Identify and copy all lines of the material where the string "screenshot" is found.

:::::

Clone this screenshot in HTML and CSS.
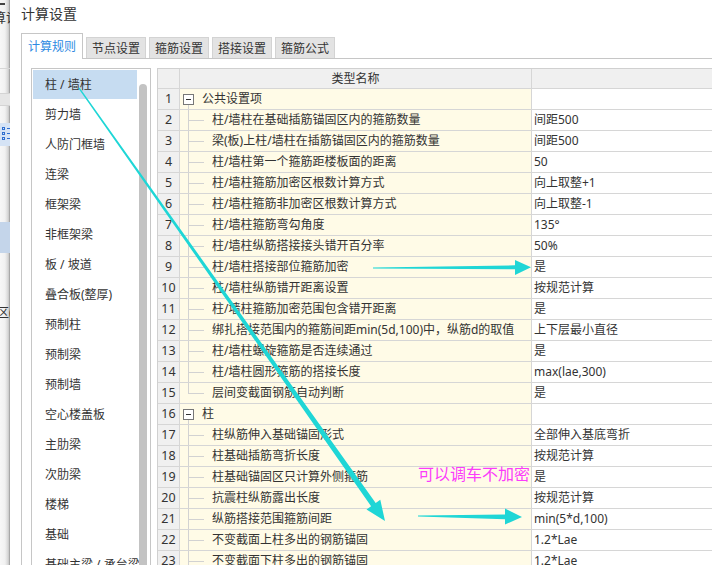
FILE: index.html
```html
<!DOCTYPE html>
<html lang="zh-CN">
<head>
<meta charset="utf-8">
<title>计算设置</title>
<link rel="stylesheet" href="styles.css">
</head>
<body>
<div class="app">
  <div class="behind">
    <div class="b-topline"></div>
    <div class="b-text">算设</div>
    <div class="b-line"></div>
    <div class="b-band"></div>
    <div class="b-icon">
      <svg width="10" height="23" viewBox="0 0 10 23">
        <g fill="none" stroke="#2f6fd0" stroke-width="1">
          <rect x="2.5" y="4.5" width="2" height="2"/>
          <rect x="2.5" y="9.5" width="2" height="2"/>
          <rect x="2.5" y="14.5" width="2" height="2"/>
        </g>
        <g fill="#2f6fd0">
          <rect x="7" y="5" width="3" height="1"/>
          <rect x="7" y="10" width="3" height="1"/>
          <rect x="7" y="15" width="3" height="1"/>
        </g>
      </svg>
    </div>
    <div class="b-sel"></div>
    <div class="b-text2">区(</div>
  </div>

  <div class="dialog">
    <div class="title">计算设置</div>
    <div class="tabs">
      <div class="tab active">计算规则</div>
      <div class="tab">节点设置</div>
      <div class="tab">箍筋设置</div>
      <div class="tab">搭接设置</div>
      <div class="tab">箍筋公式</div>
    </div>
    <div class="panel">
      <div class="listbox">
        <ul class="items">
          <li class="sel">柱 / 墙柱</li>
          <li>剪力墙</li>
          <li>人防门框墙</li>
          <li>连梁</li>
          <li>框架梁</li>
          <li>非框架梁</li>
          <li>板 / 坡道</li>
          <li>叠合板(整厚)</li>
          <li>预制柱</li>
          <li>预制梁</li>
          <li>预制墙</li>
          <li>空心楼盖板</li>
          <li>主肋梁</li>
          <li>次肋梁</li>
          <li>楼梯</li>
          <li>基础</li>
          <li>基础主梁 / 承台梁</li>
        </ul>
        <div class="vscroll"><div class="thumb"></div></div>
      </div>

      <div class="grid">
        <div class="row head"><div class="c num"></div><div class="c name">类型名称</div><div class="c val"></div></div>
        <div class="row"><div class="c num">1</div><div class="c name group"><span class="tog"></span><span class="gtext">公共设置项</span></div><div class="c val"></div></div>
        <div class="row"><div class="c num">2</div><div class="c name child">柱/墙柱在基础插筋锚固区内的箍筋数量</div><div class="c val">间距500</div></div>
        <div class="row"><div class="c num">3</div><div class="c name child">梁(板)上柱/墙柱在插筋锚固区内的箍筋数量</div><div class="c val">间距500</div></div>
        <div class="row"><div class="c num">4</div><div class="c name child">柱/墙柱第一个箍筋距楼板面的距离</div><div class="c val">50</div></div>
        <div class="row"><div class="c num">5</div><div class="c name child">柱/墙柱箍筋加密区根数计算方式</div><div class="c val">向上取整+1</div></div>
        <div class="row"><div class="c num">6</div><div class="c name child">柱/墙柱箍筋非加密区根数计算方式</div><div class="c val">向上取整-1</div></div>
        <div class="row"><div class="c num">7</div><div class="c name child">柱/墙柱箍筋弯勾角度</div><div class="c val">135°</div></div>
        <div class="row"><div class="c num">8</div><div class="c name child">柱/墙柱纵筋搭接接头错开百分率</div><div class="c val">50%</div></div>
        <div class="row"><div class="c num">9</div><div class="c name child">柱/墙柱搭接部位箍筋加密</div><div class="c val">是</div></div>
        <div class="row"><div class="c num">10</div><div class="c name child">柱/墙柱纵筋错开距离设置</div><div class="c val">按规范计算</div></div>
        <div class="row"><div class="c num">11</div><div class="c name child">柱/墙柱箍筋加密范围包含错开距离</div><div class="c val">是</div></div>
        <div class="row"><div class="c num">12</div><div class="c name child">绑扎搭接范围内的箍筋间距min(5d,100)中，纵筋d的取值</div><div class="c val">上下层最小直径</div></div>
        <div class="row"><div class="c num">13</div><div class="c name child">柱/墙柱螺旋箍筋是否连续通过</div><div class="c val">是</div></div>
        <div class="row"><div class="c num">14</div><div class="c name child">柱/墙柱圆形箍筋的搭接长度</div><div class="c val">max(lae,300)</div></div>
        <div class="row"><div class="c num">15</div><div class="c name child last">层间变截面钢筋自动判断</div><div class="c val">是</div></div>
        <div class="row"><div class="c num">16</div><div class="c name group"><span class="tog"></span><span class="gtext">柱</span></div><div class="c val"></div></div>
        <div class="row"><div class="c num">17</div><div class="c name child">柱纵筋伸入基础锚固形式</div><div class="c val">全部伸入基底弯折</div></div>
        <div class="row"><div class="c num">18</div><div class="c name child">柱基础插筋弯折长度</div><div class="c val">按规范计算</div></div>
        <div class="row"><div class="c num">19</div><div class="c name child">柱基础锚固区只计算外侧箍筋</div><div class="c val">是</div></div>
        <div class="row"><div class="c num">20</div><div class="c name child">抗震柱纵筋露出长度</div><div class="c val">按规范计算</div></div>
        <div class="row"><div class="c num">21</div><div class="c name child">纵筋搭接范围箍筋间距</div><div class="c val">min(5*d,100)</div></div>
        <div class="row"><div class="c num">22</div><div class="c name child">不变截面上柱多出的钢筋锚固</div><div class="c val">1.2*Lae</div></div>
        <div class="row"><div class="c num">23</div><div class="c name child">不变截面下柱多出的钢筋锚固</div><div class="c val">1.2*Lae</div></div>
      </div>
    </div>
  </div>
</div>

<svg class="annot" width="712" height="565" viewBox="0 0 712 565">
  <g fill="#1fd6d6">
    <polygon points="79.5,87.6 375.7,503.1 380.3,499.8 385,521 366.5,509.6 371.1,506.3 78.5,88.4"/>
    <polygon points="373,267.5 515,265.3 515,260 531,267.2 515,275 515,269.2 373,268.5"/>
    <polygon points="418,515.4 505,514.5 505,508.5 522,517 505,524.5 505,519.3 418,516.6"/>
  </g>
</svg>
<div class="note">可以调车不加密</div>
</body>
</html>
```

FILE: styles.css
```css
html, body {
  margin: 0;
  padding: 0;
  width: 712px;
  height: 565px;
  overflow: hidden;
  background: #fff;
}

body {
  position: relative;
  font-family: "Noto Sans", "Noto Sans CJK SC", sans-serif;
  font-size: 12px;
  color: #333;
}

.app {
  display: flex;
  height: 565px;
}

/* window partially visible behind the dialog */
.behind {
  width: 10px;
  flex: none;
  overflow: hidden;
  display: flex;
  flex-direction: column;
  background: linear-gradient(to right, #f7f7f7 0, #f1f1f1 5px, #d6d6d6 8px, #c4c4c4 9px, #a8a8a8 9px, #a8a8a8 10px);
}
.b-topline { margin-top: 3px; height: 2px; width: 5px; background: #444; flex: none; }
.b-text {
  margin-top: 5px;
  height: 14px;
  line-height: 14px;
  font-size: 13px;
  margin-left: -7px;
  white-space: nowrap;
  flex: none;
}
.b-line { margin-top: 44px; height: 1px; background: #d6d6d6; flex: none; }
.b-band {
  margin-top: 24px;
  height: 13px;
  box-sizing: border-box;
  background: #e6e6e6;
  border-top: 1px solid #d4d4d4;
  border-bottom: 1px solid #d4d4d4;
  flex: none;
}
.b-icon { margin-top: 17px; height: 23px; background: #d5e3f5; flex: none; }
.b-icon svg { display: block; }
.b-sel { margin-top: 76px; height: 31px; background: #c4d5ea; flex: none; }
.b-text2 {
  margin-top: 52px;
  height: 15px;
  line-height: 15px;
  font-size: 12px;
  margin-left: -3px;
  white-space: nowrap;
  flex: none;
}

/* dialog */
.dialog {
  flex: 1;
  min-width: 0;
  display: flex;
  flex-direction: column;
  background: #fff;
}
.title {
  height: 27px;
  line-height: 27px;
  padding-left: 11px;
  font-size: 14px;
  color: #333;
  font-family: "Noto Sans CJK SC", sans-serif;
}

.tabs {
  display: flex;
  align-items: flex-end;
  gap: 3px;
  margin-top: 6px;
  padding-left: 11px;
  height: 25px;
}
.tab {
  box-sizing: border-box;
  width: 60px;
  height: 21px;
  line-height: 20px;
  text-align: center;
  background: #e3e3e3;
  border: 1px solid #d3d3d3;
  border-bottom: 0;
  color: #333;
  font-family: "Noto Sans CJK SC", sans-serif;
}
.tab.active {
  position: relative;
  z-index: 1;
  width: 62px;
  height: 26px;
  margin-bottom: -1px;
  padding-top: 2px;
  background: #fff;
  border-color: #c6c6c6;
  color: #2e8ae2;
}

.panel {
  flex: 1;
  display: flex;
  align-items: flex-start;
  margin-left: 11px;
  padding: 9px 0 0 9px;
  border-top: 1px solid #c6c6c6;
  border-left: 1px solid #c6c6c6;
  overflow: hidden;
}

/* left list */
.listbox {
  flex: none;
  box-sizing: border-box;
  width: 120px;
  height: 520px;
  border: 1px solid #c6c6c6;
  padding: 1px 0 0 1px;
  display: flex;
  overflow: hidden;
}
.items {
  list-style: none;
  margin: 0;
  padding: 0;
  width: 104px;
  flex: none;
}
.items li {
  height: 30px;
  line-height: 30px;
  padding-left: 12px;
  white-space: nowrap;
  color: #333;
}
.items li.sel {
  background: linear-gradient(#c6dcf1, #c6dcf1) top left / 100% 29px no-repeat;
  line-height: 29px;
}
.vscroll {
  width: 13px;
  flex: none;
}
.thumb {
  margin: 14px 0 0 2px;
  width: 8px;
  height: 500px;
  border-radius: 4px;
  background: #c3c3c3;
}

/* grid table */
.grid {
  flex: none;
  margin-left: 6px;
  width: 575px;
  border-top: 1px solid #d0d0d0;
  border-left: 1px solid #d0d0d0;
}
.row {
  display: grid;
  grid-template-columns: 22px 352px 200px;
  height: 21px;
}
.c {
  box-sizing: border-box;
  border-right: 1px solid #d6d6d6;
  border-bottom: 1px solid #d6d6d6;
  line-height: 20px;
  white-space: nowrap;
  overflow: hidden;
}
.num {
  background: #f0f0f0;
  text-align: center;
  font-size: 12.5px;
}
.name {
  position: relative;
  background: #fffbe7;
}
.val {
  background: #fff;
  padding-left: 2px;
}
.row.head {
  height: 20px;
}
.row.head .c {
  line-height: 19px;
  background: #f0f0f0;
}
.row.head .name {
  text-align: center;
}

.child {
  padding-left: 32px;
}
.child::before {
  content: "";
  position: absolute;
  left: 8px;
  top: 0;
  bottom: 0;
  width: 1px;
  background: #d2d2d2;
}
.child.last::before {
  bottom: 10px;
}
.child::after {
  content: "";
  position: absolute;
  left: 8px;
  top: 10px;
  width: 16px;
  height: 1px;
  background: #d2d2d2;
}

.group {
  display: flex;
  align-items: center;
  padding-left: 3px;
}
.group::before {
  content: "";
  position: absolute;
  left: 8px;
  top: 16px;
  bottom: 0;
  width: 1px;
  background: #d2d2d2;
}
.tog {
  position: relative;
  box-sizing: border-box;
  width: 11px;
  height: 11px;
  margin-top: 1px;
  border: 1px solid #777;
  background: #fff;
  flex: none;
}
.tog::after {
  content: "";
  position: absolute;
  left: 2px;
  top: 4px;
  width: 5px;
  height: 1px;
  background: #333;
}
.gtext {
  margin-left: 8px;
}

/* annotations drawn over the screenshot */
.annot {
  position: absolute;
  left: 0;
  top: 0;
  pointer-events: none;
}
.note {
  position: absolute;
  left: 418px;
  top: 463px;
  line-height: 20px;
  font-size: 16px;
  font-family: "Noto Sans CJK SC", sans-serif;
  color: #fb3cfb;
  white-space: nowrap;
}
```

:::::

→ WORKED SOLUTION:
Clone this screenshot in HTML and CSS.
/* annotations drawn over the screenshot */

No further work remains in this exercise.